Electronic and Geometric Structure of Bimetallic Clusters: Density Functional Calculations on [M(4){Fe(CO)(4)}(4)](4-) (M = Cu, Ag, Au) and [Ag(13){Fe(CO)(4)}(8)](n)(-) (n = 0-5)

The results of all-electron density functional calculations on the bimetallic cluster compounds M(4){Fe(CO)(4)}(4)](4-) (M = Cu, Ag, Au) and on the corresponding naked species M(4)Fe(4) are reported. The trends within the triad have been investigated. The bare metal clusters exhibit a strong magnetization which is quenched on addition of CO ligands. The bonding in the bare clusters is different for the silver derivative compared to that of copper and gold, resulting in comparatively weaker Ag-Fe and Ag-Ag bonds. This can be rationalized in terms of the different d-sp mixing, which for Cu and Au is larger than for Ag. Relativistic effects act to increase the 4d-5s mixing in Ag and to strengthen the intermetallic bond with Fe.
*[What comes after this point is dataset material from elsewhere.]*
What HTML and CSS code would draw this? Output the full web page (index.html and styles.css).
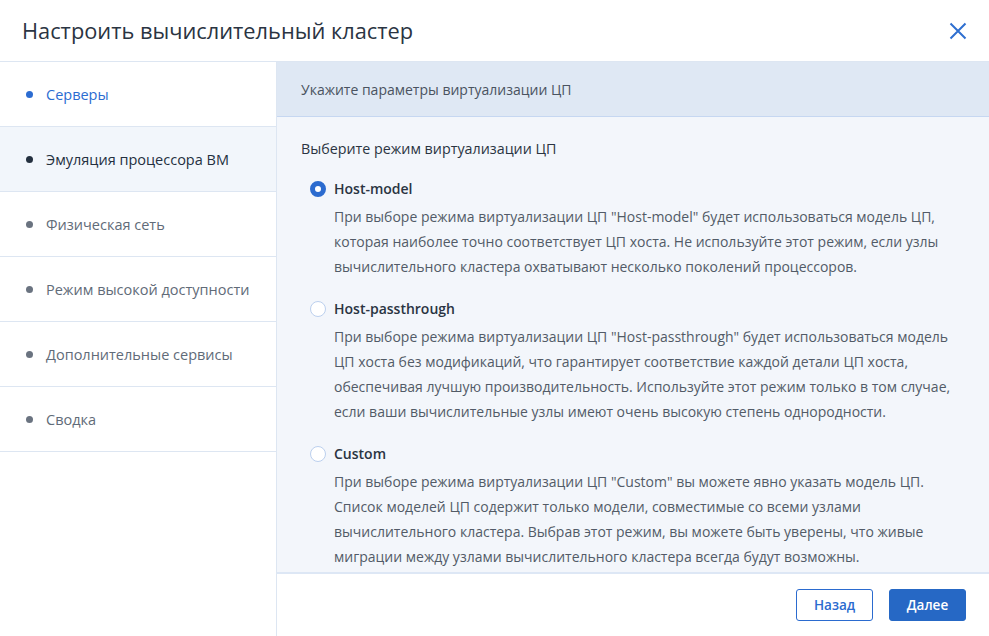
FILE: index.html
```html
<!DOCTYPE html>
<html lang="ru">
  <head>
    <meta charset="UTF-8" />
    <meta name="viewport" content="width=device-width, initial-scale=1.0" />
    <title>Настроить вычислительный кластер</title>
    <link rel="stylesheet" href="styles.css">
  </head>
  <body>
    <div class="wizard">
      <div class="wizard-header">
        <h1>Настроить вычислительный кластер</h1>
        <button class="close-btn" type="button" aria-label="Закрыть">
          <svg width="18" height="18" viewBox="0 0 18 18">
            <path d="M1.5 1.5 L16.5 16.5 M16.5 1.5 L1.5 16.5" stroke="#2f6fd0" stroke-width="2" fill="none" />
          </svg>
        </button>
      </div>

      <div class="wizard-body">
        <ul class="steps">
          <li class="step done">Серверы</li>
          <li class="step current">Эмуляция процессора ВМ</li>
          <li class="step">Физическая сеть</li>
          <li class="step">Режим высокой доступности</li>
          <li class="step">Дополнительные сервисы</li>
          <li class="step">Сводка</li>
        </ul>

        <div class="panel">
          <div class="panel-title">Укажите параметры виртуализации ЦП</div>

          <div class="panel-content">
            <div class="group-label">Выберите режим виртуализации ЦП</div>

            <label class="option">
              <input type="radio" name="cpuMode" value="host-model" checked />
              <span class="radio"></span>
              <span class="option-text">
                <span class="option-name">Host-model</span>
                <span class="option-desc">При выборе режима виртуализации ЦП "Host-model" будет использоваться модель ЦП, которая наиболее точно соответствует ЦП хоста. Не используйте этот режим, если узлы вычислительного кластера охватывают несколько поколений процессоров.</span>
              </span>
            </label>

            <label class="option">
              <input type="radio" name="cpuMode" value="host-passthrough" />
              <span class="radio"></span>
              <span class="option-text">
                <span class="option-name">Host-passthrough</span>
                <span class="option-desc">При выборе режима виртуализации ЦП "Host-passthrough" будет использоваться модель ЦП хоста без модификаций, что гарантирует соответствие каждой детали ЦП хоста, обеспечивая лучшую производительность. Используйте этот режим только в том случае, если ваши вычислительные узлы имеют очень высокую степень однородности.</span>
              </span>
            </label>

            <label class="option">
              <input type="radio" name="cpuMode" value="custom" />
              <span class="radio"></span>
              <span class="option-text">
                <span class="option-name">Custom</span>
                <span class="option-desc">При выборе режима виртуализации ЦП "Custom" вы можете явно указать модель ЦП. Список моделей ЦП содержит только модели, совместимые со всеми узлами вычислительного кластера. Выбрав этот режим, вы можете быть уверены, что живые миграции между узлами вычислительного кластера всегда будут возможны.</span>
              </span>
            </label>
          </div>

          <div class="panel-footer">
            <button class="btn btn-secondary" type="button">Назад</button>
            <button class="btn btn-primary" type="button">Далее</button>
          </div>
        </div>
      </div>
    </div>
  </body>
</html>
```

FILE: styles.css
```css
* {
  box-sizing: border-box;
}
html,
body {
  height: 100%;
}
body {
  margin: 0;
  font-family: "Open Sans", "Noto Sans", sans-serif;
  color: #24303f;
  background: #fff;
}
.wizard {
  display: flex;
  flex-direction: column;
  height: 100%;
}
.wizard-header {
  height: 62px;
  flex: none;
  display: flex;
  align-items: center;
  justify-content: space-between;
  padding: 0 18px 0 22px;
  border-bottom: 1px solid #dde6f2;
}
.wizard-header h1 {
  margin: 0;
  font-size: 21.8px;
  font-weight: 400;
  color: #2a3442;
}
.close-btn {
  background: none;
  border: none;
  padding: 4px;
  cursor: pointer;
  display: flex;
}
.wizard-body {
  flex: 1;
  display: flex;
  min-height: 0;
}
.steps {
  list-style: none;
  margin: 0;
  padding: 0;
  width: 277px;
  flex: none;
  border-right: 1px solid #dde6f2;
}
.step {
  height: 65px;
  display: flex;
  align-items: center;
  padding-left: 26px;
  font-size: 14.5px;
  color: #616b78;
  border-bottom: 1px solid #dde6f2;
}
.step::before {
  content: "";
  width: 7px;
  height: 7px;
  border-radius: 50%;
  background: #6a7380;
  margin-right: 13px;
}
.step.done {
  color: #2c6cd1;
  background: #fff;
}
.step.done::before {
  background: #2c6cd1;
}
.step.current {
  color: #24303f;
  background: #f2f6fb;
}
.step.current::before {
  background: #24303f;
}
.panel {
  flex: 1;
  display: flex;
  flex-direction: column;
  min-width: 0;
}
.panel-title {
  height: 55px;
  flex: none;
  display: flex;
  align-items: center;
  padding-left: 24px;
  font-size: 14px;
  color: #4a5360;
  background: #dfe8f4;
  border-bottom: 1px solid #c6d7f1;
}
.panel-content {
  flex: 1;
  overflow: hidden;
  background: #f3f6fb;
  padding: 22px 24px 0 24px;
  border-bottom: 2px solid #dde7f5;
}
.group-label {
  font-size: 14.3px;
  font-weight: 500;
  color: #2a3442;
  margin-bottom: 21px;
}
.option {
  display: flex;
  align-items: flex-start;
  padding-left: 9px;
  margin-bottom: 20px;
  cursor: pointer;
}
.option input {
  display: none;
}
.radio {
  width: 16px;
  height: 16px;
  flex: none;
  border-radius: 50%;
  background: #fff;
  border: 1px solid #bcd0ee;
  margin-top: 2px;
  margin-right: 8px;
}
.option input:checked + .radio {
  border: 5px solid #2b6bcf;
  background: #fff;
}
.option-text {
  display: flex;
  flex-direction: column;
}
.option-name {
  font-size: 14px;
  font-weight: 600;
  color: #2a3442;
  line-height: 20px;
  margin-bottom: 5px;
}
.option-desc {
  font-size: 14px;
  line-height: 25px;
  color: #525b67;
}
.panel-footer {
  height: 62px;
  flex: none;
  display: flex;
  align-items: center;
  justify-content: flex-end;
  gap: 16px;
  padding-right: 23px;
  background: #fff;
}
.btn {
  height: 32px;
  min-width: 77px;
  padding: 0 16px;
  font-family: inherit;
  font-size: 13.5px;
  font-weight: 600;
  border-radius: 3px;
  cursor: pointer;
}
.btn-secondary {
  background: #fff;
  color: #2b6bcf;
  border: 1px solid #2b6bcf;
}
.btn-primary {
  background: #2668c5;
  color: #fff;
  border: 1px solid #2668c5;
}
```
In the carbonylated clusters a charge transfer from the metal M (M = Cu, Ag, or Au) to the Fe(CO)(4) groups occurs so that the atoms M can be considered in a formal +I oxidation state, rationalizing the nearly square-planar geometry of the metal frame. In fact, the local coordination of the M atoms is almost linear, as expected for complexes of M(I). The addition of extra electrons results in a stabilization of the clusters, indicating the electron-deficient nature of these compounds. Similar features have been found for the largest cluster synthesized so far for this class of compounds, Ag(13){Fe(CO)(4)}(8)](n)(-), (n = 0-5). The nature and localization of the unpaired electron in the tetraanion is also discussed.